- Original title: ムジカ・ピッコリーノ
- Genre: Educational Musical Adventure
- Directed by: Tomorou Uno (Season 1-2) Junpeii Ishihara (Season 3-10)
- Starring: Kenta Hamano Arina Saito Yasutomo Yamaguchi
- Narrated by: Lily Franky
- Country of origin: Japan
- Original language: Japanese

Production
- Producers: Kentaro Iwakiri (Season 1-2) Hiroya Ikebe (Season 3-5) Kensuke Shiga (Season 6-7) Satoshi Fujitsuka (Seasons 7-10)

Original release
- Network: NHK
- Release: 25 August 2012 - present

= Musica Piccolyno =

Japanese television series

Musica Piccolyno (ムジカ・ピッコリーノ) is a Japanese television series broadcast by NHK. The pilot episode first aired on 25 August 2012, while the series proper began airing on 6 April 2013.

==Introduction==
In this program, animation, CG and scientific experiments present diversified, original views of world music and various genres.

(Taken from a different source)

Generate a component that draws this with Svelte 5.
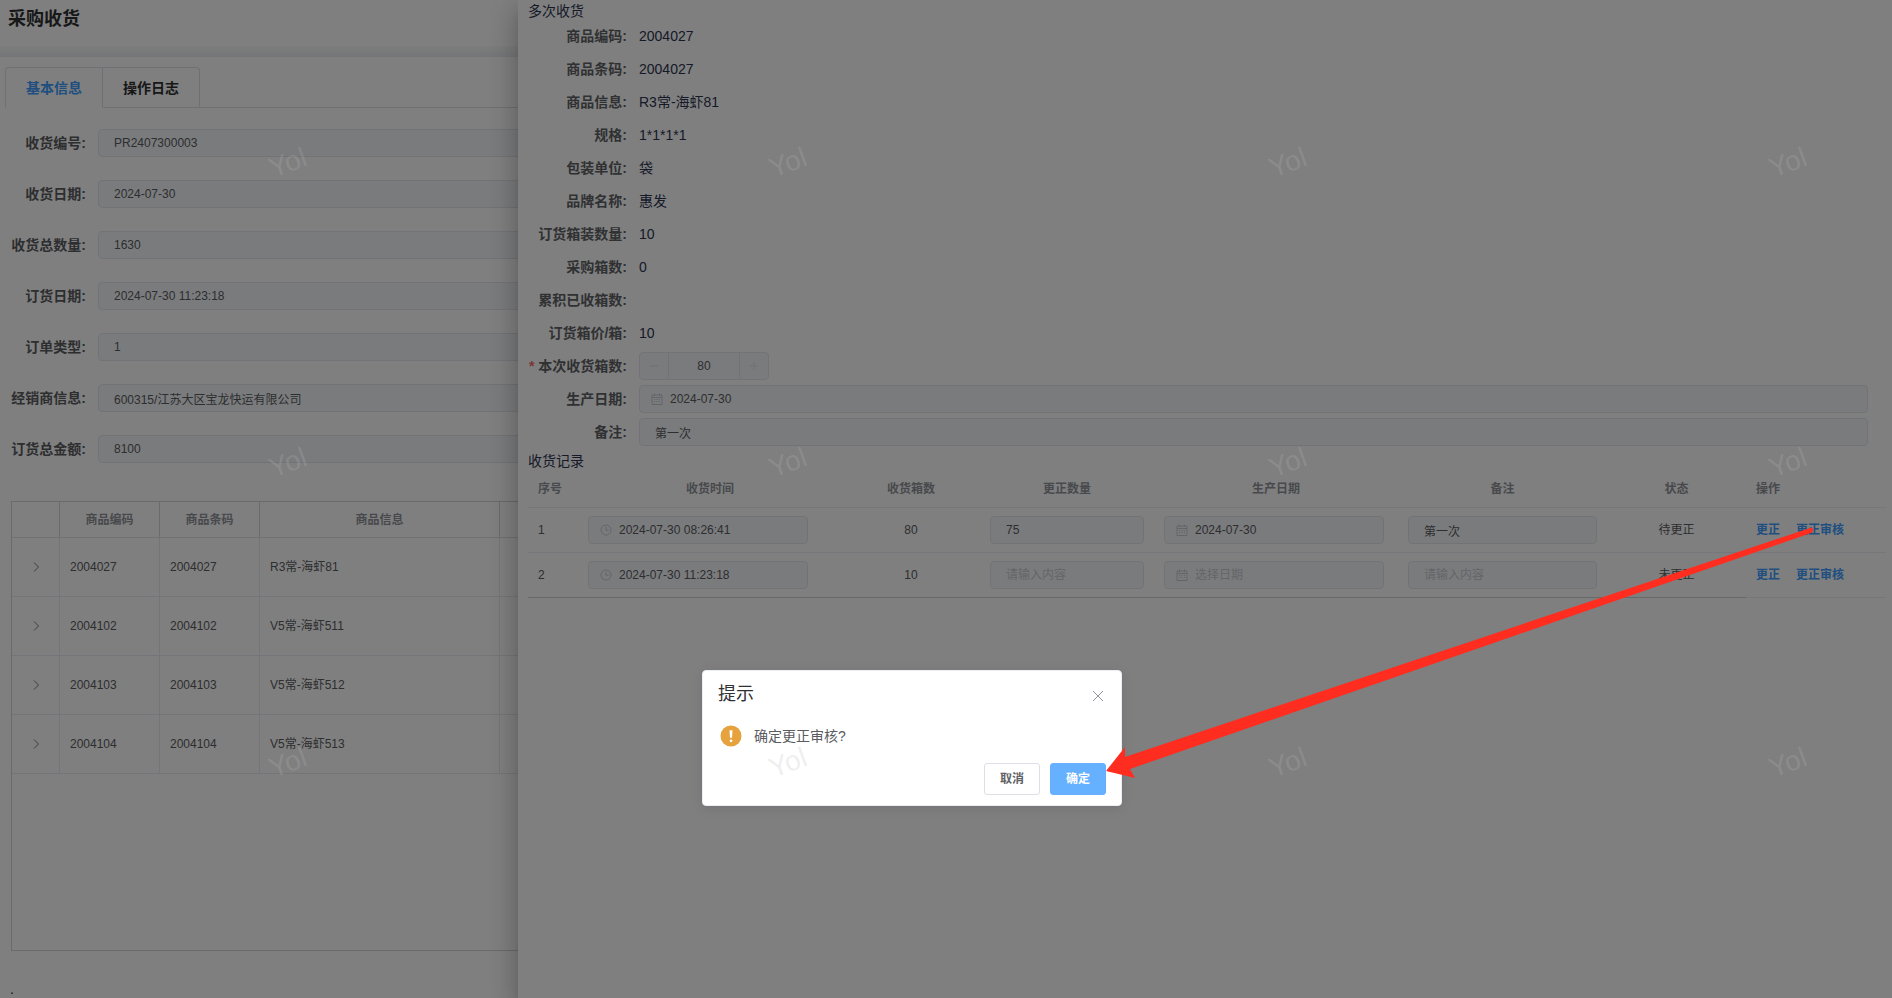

It was intended to stimulate interest in music among children, and to nurture interest in art.

==Story==
The show follows the adventures of four Musica Doctors, traveling inside the dimension known as Musica Mundo (ムジカ・ムンド), saving creatures known as Monstro (モンストロ), trying to restore their lost memories.

==Character==
- Mark Dottore (Kenta Hamano)
A Musica Doctor; he plays the trombone.
- Arina (Saito Arina)
She is an apprentice Musica Doctor. She plays guitar.
- Arvelt (Yasutomo Yamaguchi)
He is an apprentice Musica Doctor. He plays keyboard instruments such as piano.
- Pepe (Sankon Jr.)
He is the engineer of the ship. He plays percussion and drums.